St. Olaf College (B.A. '21, biology)
Cierra Wilson is a Ph.D. student in Cell Biology and Molecular Genetics Associate Professor Jiqiang (Lanny) Ling’s lab at UMD. Her research focuses on defining the molecular mechanism of pH-dependent filamentation observed in a Salmonella mutant that has increased translational fidelity. This work will help characterize the poorly understood role of translational fidelity in Salmonella-Host interactions. Wilson serves as the treasurer for BSIB.
“Being part of BSIB has given me a community of acceptance and empowerment while in grad school. It’s a supportive environment that I wish I had had as an undergraduate, so I’m glad that we’ve been able to share our knowledge and encourage younger students, while also building our own support system/network in the process”.

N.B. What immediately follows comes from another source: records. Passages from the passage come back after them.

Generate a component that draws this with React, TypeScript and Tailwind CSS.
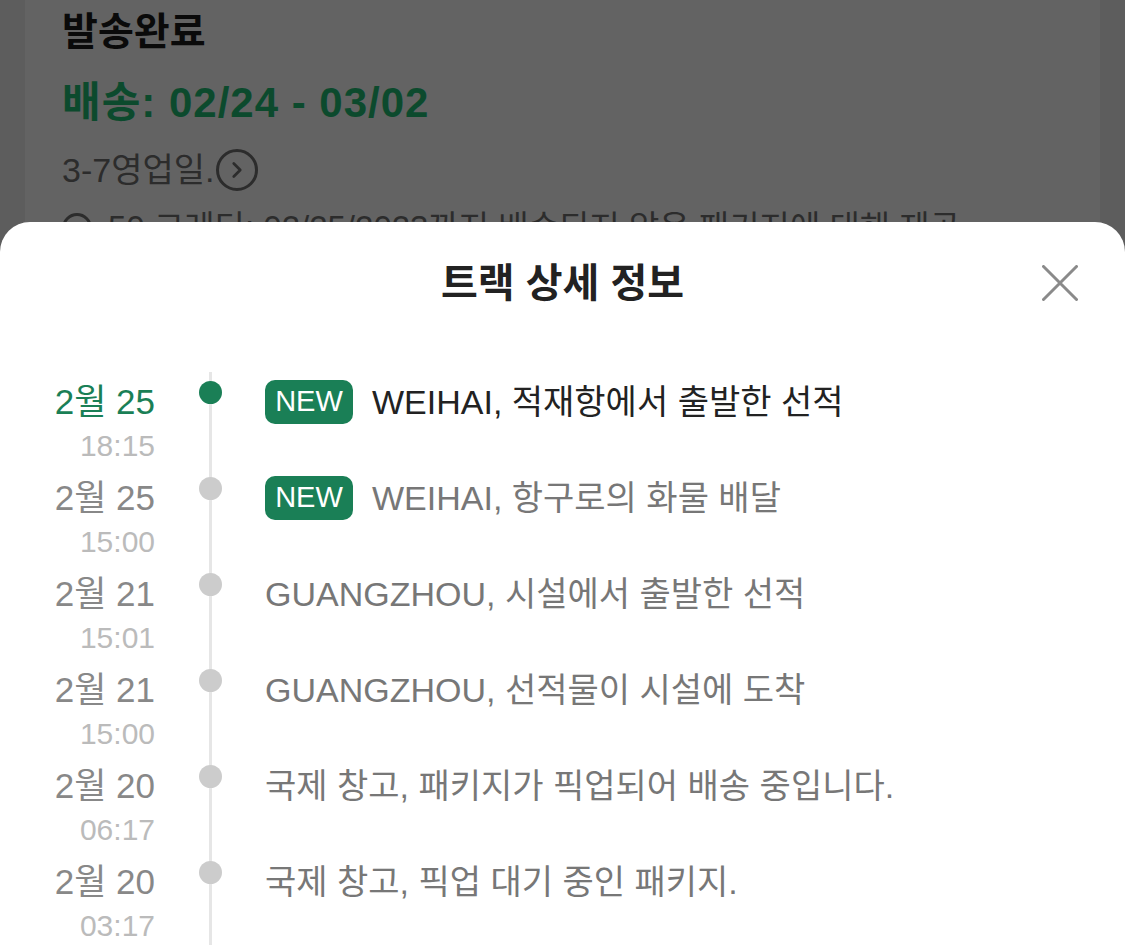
import { ChevronRight } from 'lucide-react';

type Track = {
  date: string;
  time: string;
  text: string;
  isNew?: boolean;
  current?: boolean;
};

const tracks: Track[] = [
  { date: '2월 25', time: '18:15', text: 'WEIHAI, 적재항에서 출발한 선적', isNew: true, current: true },
  { date: '2월 25', time: '15:00', text: 'WEIHAI, 항구로의 화물 배달', isNew: true },
  { date: '2월 21', time: '15:01', text: 'GUANGZHOU, 시설에서 출발한 선적' },
  { date: '2월 21', time: '15:00', text: 'GUANGZHOU, 선적물이 시설에 도착' },
  { date: '2월 20', time: '06:17', text: '국제 창고, 패키지가 픽업되어 배송 중입니다.' },
  { date: '2월 20', time: '03:17', text: '국제 창고, 픽업 대기 중인 패키지.' },
];

const font = "font-['Liberation_Sans','Noto_Sans_CJK_KR',sans-serif]";

const TrackRow = ({ item }: { item: Track }) => (
  <div className="flex h-[96px]">
    <div className="w-[155px] pt-[10px] text-right">
      <div className={`text-[35px] leading-[40px] ${item.current ? 'text-[#1a7f56]' : 'text-[#888888]'}`}>
        {item.date}
      </div>
      <div className="mt-[6px] text-[30px] leading-[36px] text-[#bbbbbb]">{item.time}</div>
    </div>
    <div className="relative flex w-[110px] justify-center">
      <div className="h-full w-[3px] bg-[#e6e6e6]" />
      <div
        className={`absolute top-[9px] h-[23px] w-[23px] rounded-full ${item.current ? 'bg-[#1a7f56]' : 'bg-[#cccccc]'}`}
      />
    </div>
    <div className="mt-[10px] flex h-[40px] flex-1 items-center">
      {item.isNew && (
        <span className="mr-[19px] flex h-[44px] w-[88px] items-center justify-center rounded-[10px] bg-[#1a7f56] text-[29px] text-white">
          NEW
        </span>
      )}
      <span className={`whitespace-nowrap text-[34px] leading-[40px] ${item.current ? 'text-[#222222]' : 'text-[#777777]'}`}>
        {item.text}
      </span>
    </div>
  </div>
);

export default function App() {
  return (
    <div className={`relative h-[945px] w-full overflow-hidden bg-[#5d5d5d] ${font}`}>
      {/* dimmed page behind the sheet */}
      <div className="mx-[25px] h-full bg-[#636363] pl-[37px] pt-[8px]">
        <h2 className="text-[39px] font-bold leading-[48px] text-[#0a0a0a]">발송완료</h2>
        <div className="mt-[22px] text-[42px] font-bold leading-[50px] tracking-[1px] text-[#0c4a2d]">
          배송: 02/24 - 03/02
        </div>
        <div className="mt-[20px] flex items-center text-[34px] leading-[44px] text-[#2c2c2c]">
          <span>3-7영업일.</span>
          <span className="ml-[2px] flex h-[42px] w-[42px] items-center justify-center rounded-full border-[3px] border-[#2c2c2c]">
            <ChevronRight size={26} strokeWidth={2.5} />
          </span>
        </div>
        <div className="mt-[14px] flex items-center whitespace-nowrap text-[33px] leading-[44px] text-[#2c2c2c]">
          <span className="mr-[16px] h-[30px] w-[30px] shrink-0 rounded-full border-[3px] border-[#2c2c2c]" />
          <span>50 크레딧: 02/25/2023까지 배송되지 않은 패키지에 대해 제공</span>
        </div>
      </div>

      {/* bottom sheet */}
      <div className="absolute inset-x-0 bottom-0 top-[222px] rounded-t-[30px] bg-white">
        <div className="relative pt-[38px]">
          <h1 className="text-center text-[40px] font-bold leading-[46px] text-[#222222]">트랙 상세 정보</h1>
          <button className="absolute right-[47px] top-[43px]">
            <svg width="36" height="36" viewBox="0 0 36 36" fill="none">
              <path d="M1.5 1.5 34.5 34.5 M34.5 1.5 1.5 34.5" stroke="#8a8a8a" strokeWidth="3" strokeLinecap="round" />
            </svg>
          </button>
        </div>
        <div className="mt-[66px]">
          {tracks.map((t, i) => (
            <TrackRow key={i} item={t} />
          ))}
        </div>
      </div>
    </div>
  );
}
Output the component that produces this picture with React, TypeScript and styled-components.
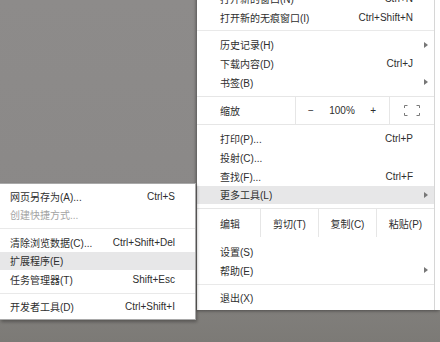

Virginia Tech (B.S. '20, biological systems engineering)
Spencer Lewis is a Ph.D. student in Cell Biology and Molecular Genetics Professor and Department Chair Kevin McIver’s lab studying how Streptococcus pyogenes regulates an adaptive response to heme stress. Although S. pyogenes infections can be treated with penicillin, there is no available vaccine and the disease remains a burden, especially to underdeveloped nations. Identifying the mechanisms of this regulation may present novel targets for future therapeutics. Lewis serves as the secretary for BSIB.
“My time with BSIB has shown me that I am not alone when it comes to the highs and lows of grad school. I am lucky to be a part of this supportive community which has given me more confidence as I progress with my research," Lewis said. "I encourage others to join BSIB to be a part of an uplifting community that will be an integral part of their support system in grad school, career and beyond.”
Lehigh University (B.S. '20, biology)
Aisha Abdulkarimu is a Ph.D. student in Bioengineering Assistant Professor Katharina Maisel’s lab at UMD. Her research focuses on how mechanical cues received by lymphatic endothelial cells affect their transport and permeability. The human lymphatic system can malfunction and become “leaky” in pathological conditions leading to a poor immune response; her research aims to understand lymphatic functions in disease and identify therapeutic targets. Abdulkarim serves as the activities coordinator for BSIB.
“Being a part of BSIB is empowering. I am so grateful to be a part of a community of like-minded individuals who share similar experiences, remind me that I belong and utilize our position to mentor and give back,” Abdulkarimu said. “Join our group to remind yourself you are not alone in your experiences and to celebrate each other.”